- Directed by: Aisling Walsh
- Written by: Mark Burt
- Produced by: Simon Passmore
- Starring: John Simm Steve John Shepherd Laura Fraser Maurice Roëves
- Cinematography: Kevin Rowley
- Edited by: Chris Bucland
- Music by: Hal Lindes
- Production company: Scottish Television Enterprises
- Release date: 3 January 2000;
- Running time: 100 minutes
- Country: United Kingdom
- Language: English

= Forgive and Forget (2000 film) =

Forgive and Forget is a 2000 British made-for-television film in which a young latent gay man confronts his sexuality and increasing jealousy when his best friend moves in with his new girlfriend. The film was broadcast on ITV on 3 January 2000.

==Plot==
The close friendship between plasterer David (Steve John Shepherd) and mature-aged student Theo (John Simm) becomes threatened when Theo reveals that he intends to move in with Hannah (Laura Fraser), his photographer girlfriend of six months. The short-tempered David, intensely protective of his best friend, plots to break the pair up, using Hannah's insecurities against them. When they do separate, David reveals his sexual orientation and true feelings for Theo on his favourite talk-show, Judith Adams' (Meera Syal) Forgive and Forget.

==Reception==
Writing for Variety, Dennis Harvey has mixed feeling about the script, praising Mark Burt's balance of "the primary character trio's unremarkable yet complex emotions, framing them in well-captured pub/construction site/family milieus." But felt that the "somewhat gratuitous running gag—glimpses of the titular, fictional chat show, a kinder-gentler Jerry Springer-type mix of real folks and hot-button topics—suddenly takes center stage." He added that this "good little movie abruptly grows loud, large and heavy-handed in the last reel." Harvey praised the acting saying that "there's much to enjoy here, particularly in the uniformly fine cast. … Shepherd … is a real find, convincingly rendering David as withdrawn, laddish and lovesick all at once.
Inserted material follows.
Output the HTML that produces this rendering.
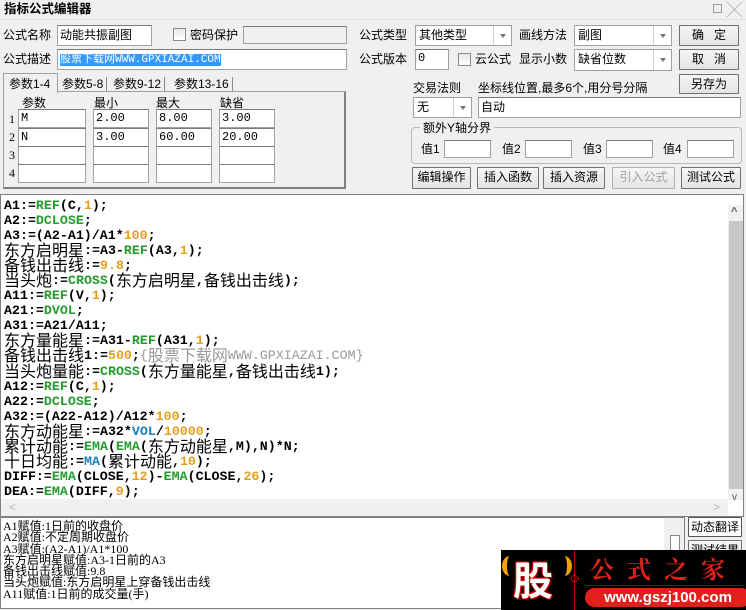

Apart from some killing-time interludes set to pop tunes, and the rather cheesy flash of horizontal-wipe scene transitions, helmer Aisling Walsh lends material both youthful breeziness and emotional weight."

Filmcritic.coms Christopher Null dismissed the film, declaring that if "you manage to stay interested, well, you're a stouter fellow than I."

TV Guides Troy Lambert wrote that despite "the reality-challenged script, director Aisling Walsh delivers decent performances from the cast, especially Shepherd, Simm and Fraser as the unlikely three-way."